Anyway, I have thought back towards the future, again. The question is whether this is a bump in the road or a landslide off the road around the bend of the mountain. If the former, I'm assured this will come and go. If the latter, I'm so sorry for the churches I lead and the people I attend to. If the latter, leading is the thing I won't be able to do. If the latter, well, we'll see where this takes us, won't we?

Here's my in-nutshell kind of things. Life, I believe, comes at us in seasons. Nothing is stagnant. Change is a part of all we are, all we do. Nothing stays the same. What happened in winter doesn’t last till fall.
There’s a song on the radio as I write this that has a line something like this: The batter swings and the summer flies.
Sure seems that is the way it happened. One day I sat down in the rocker on my porch and the next, the winds were blowing cold and it was almost time to take the rocker in for the dead of winter.
It seems that it was really just a day or so ago that I was young enough to swing a bat and run like the wind. A slow wind, admittedly. The joints were flexible. Summer was fun.
Seasons change.
The summer flies.
And I’m here. Looking back.
God is there through the seasons. There’s the freshness of spring where God works to help us understand our newness in him, where the rains are sweet and we don’t mind being damp one bit.
There’s the white-hot excitement of summer where God leads us into territory with Him we never knew or dreamed of.
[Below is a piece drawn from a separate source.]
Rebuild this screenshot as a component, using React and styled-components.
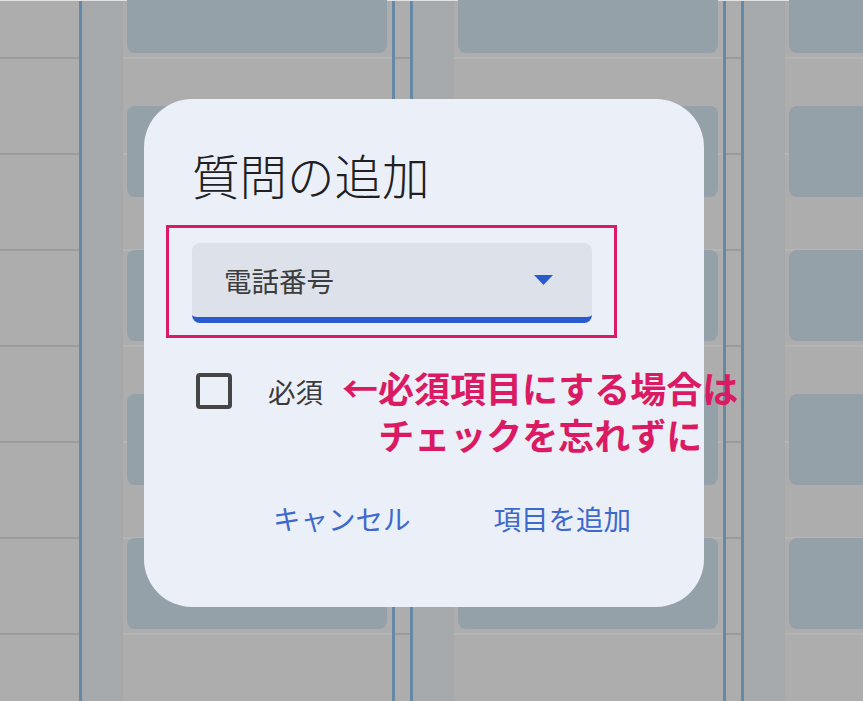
import React from "react";
import styled, { createGlobalStyle } from "styled-components";

const GlobalStyle = createGlobalStyle`
  html, body {
    margin: 0;
    padding: 0;
    background: #adadad;
  }
  body {
    font-family: "Noto Sans CJK JP", "Noto Sans", sans-serif;
  }
`;

const rowLines = (color) => `
  repeating-linear-gradient(
    to bottom,
    transparent 0 56px,
    ${color} 56px 58px,
    transparent 58px 96px
  )
`;

const Page = styled.div`
  position: relative;
  width: 863px;
  height: 701px;
  overflow: hidden;
`;

const Board = styled.div`
  display: flex;
  height: 100%;
  box-sizing: border-box;
  border-top: 1px solid #e2e2e2;
  background: #adadad;
`;

const Gutter = styled.div`
  flex: none;
  width: ${(p) => p.$width}px;
  background: ${rowLines("#9b9b9d")};
`;

const Column = styled.div`
  flex: none;
  display: flex;
  width: 316px;
  box-sizing: border-box;
  border-left: 3px solid #6488a6;
  border-right: 3px solid #6488a6;
`;

const Strip = styled.div`
  flex: none;
  width: 41px;
  background: #a5a9ab;
`;

const Lane = styled.div`
  flex: 1;
  display: flex;
  flex-direction: column;
  gap: 53px;
  padding: 0 5px 0 4px;
  background: ${rowLines("rgba(255,255,255,0.1)")};
`;

const Card = styled.div`
  flex: none;
  height: 91px;
  border-radius: 8px;
  background: #95a1a9;
  &:first-child {
    margin-top: -39px;
  }
`;

const Dialog = styled.div`
  position: absolute;
  left: 144px;
  top: 99px;
  width: 560px;
  height: 508px;
  box-sizing: border-box;
  padding: 48px 48px 0;
  border-radius: 48px;
  background: #ebf0f8;
`;

const Title = styled.h2`
  margin: 0;
  font-size: 47.5px;
  line-height: 55px;
  font-weight: 300;
  color: #202022;
`;

const FieldWrap = styled.div`
  position: relative;
  width: 400px;
  margin-top: 41px;
`;

const Field = styled.div`
  display: flex;
  align-items: center;
  justify-content: space-between;
  height: 80px;
  box-sizing: border-box;
  padding: 0 39px 0 32px;
  border-bottom: 6px solid #2a5ad0;
  border-radius: 8px;
  background: #dde2ea;
  font-size: 27.5px;
  color: #3c3c3e;
`;

const Highlight = styled.div`
  position: absolute;
  top: -18px;
  left: -26px;
  right: -25px;
  bottom: -15px;
  border: 3.5px solid #da1a62;
  pointer-events: none;
`;

const Row = styled.div`
  position: relative;
  display: flex;
  align-items: center;
  height: 36px;
  margin-top: 50px;
`;

const Box = styled.div`
  width: 36px;
  height: 36px;
  box-sizing: border-box;
  margin-left: 4px;
  border: 4px solid #454547;
  border-radius: 4px;
`;

const Label = styled.span`
  margin-left: 36px;
  font-size: 27.5px;
  color: #3a3a3c;
`;

const Callout = styled.div`
  position: absolute;
  left: 150px;
  top: -9px;
  font-size: 36px;
  line-height: 47px;
  font-weight: 700;
  text-align: center;
  white-space: nowrap;
  color: #da1a62;
`;

const Actions = styled.div`
  display: flex;
  justify-content: flex-end;
  gap: 33px;
  margin-top: 81px;
`;

const TextButton = styled.button`
  height: 56px;
  padding: 0 25px;
  border: none;
  background: transparent;
  font-family: inherit;
  font-size: 27.5px;
  color: #3d68cc;
  cursor: pointer;
`;

function BoardColumn() {
  return (
    <Column>
      <Strip />
      <Lane>
        {[0, 1, 2, 3, 4].map((i) => (
          <Card key={i} />
        ))}
      </Lane>
    </Column>
  );
}

export default function App() {
  return (
    <Page>
      <GlobalStyle />
      <Board>
        <Gutter $width={79} />
        <BoardColumn />
        <Gutter $width={15} />
        <BoardColumn />
        <Gutter $width={15} />
        <BoardColumn />
      </Board>

      <Dialog>
        <Title>質問の追加</Title>
        <FieldWrap>
          <Field>
            <span>電話番号</span>
            <svg width="19" height="10" viewBox="0 0 19 10">
              <polygon points="0,0 19,0 9.5,10" fill="#2a5ad0" />
            </svg>
          </Field>
          <Highlight />
        </FieldWrap>
        <Row>
          <Box />
          <Label>必須</Label>
          <Callout>
            ←必須項目にする場合は
            <br />
            チェックを忘れずに
          </Callout>
        </Row>
        <Actions>
          <TextButton>キャンセル</TextButton>
          <TextButton>項目を追加</TextButton>
        </Actions>
      </Dialog>
    </Page>
  );
}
We long for the mercy that comes with each morning. We long to grow. We want to know him, and we don’t know how to pull that off.
There’s the peace of fall, where the wind is gentle and the air is light. There is no peace, no love like God’s. We begin to understand what the relationship with Jesus really means. How do we live with daily contact with a savior who we can’t see or feel? How do we live with a relationship with the unseen?
And there is the winter of bleakness, where we struggle with death and loss, where things aren’t what we thought they would be, where that relationship we so longed for simply can’t be found.
Each step of the way, there is God. God in the days. God in the nights. God with us in our loneliness. God with us in our joys.
His footprints are easy to see, but more often than not, we see them after we’ve walked through the season.
This blog is my effort, then,  to look at all the seasons through which I’ve, or maybe we've, looked at those around us as we've passed through the seasons together. It covers all seasons, and I suggest that it covers all persons. 

Perhaps you can find yourself in the stories, in the line at Burger King, buying a new car, having kids, grand kids. 

Not everyone has my background, my problems, my worries, my woes.
But everyone has someone or been someone who has had some problem like those in a dark time and come screaming into the sunshine of joy on the other side.
Somewhere in the balancing of the pain of life with the wail of the love of God is where we live, not as stained glass portraits but as flesh-and-blood it’s happening to me today God people.
On the porch, rocking away, watching the summer fly by.

Perhaps you’re in there with me. I suspect you are. Maybe you will laugh. Maybe you’ll recognize God in ways you never dreamed. Maybe you will recognize yourself.

Feel the joy of the Lord, the dryness of a desert, or the warmth of a winter fire as I did when I wrote them over the years.

Heck, it might even rain today, which would be borderline miraculous.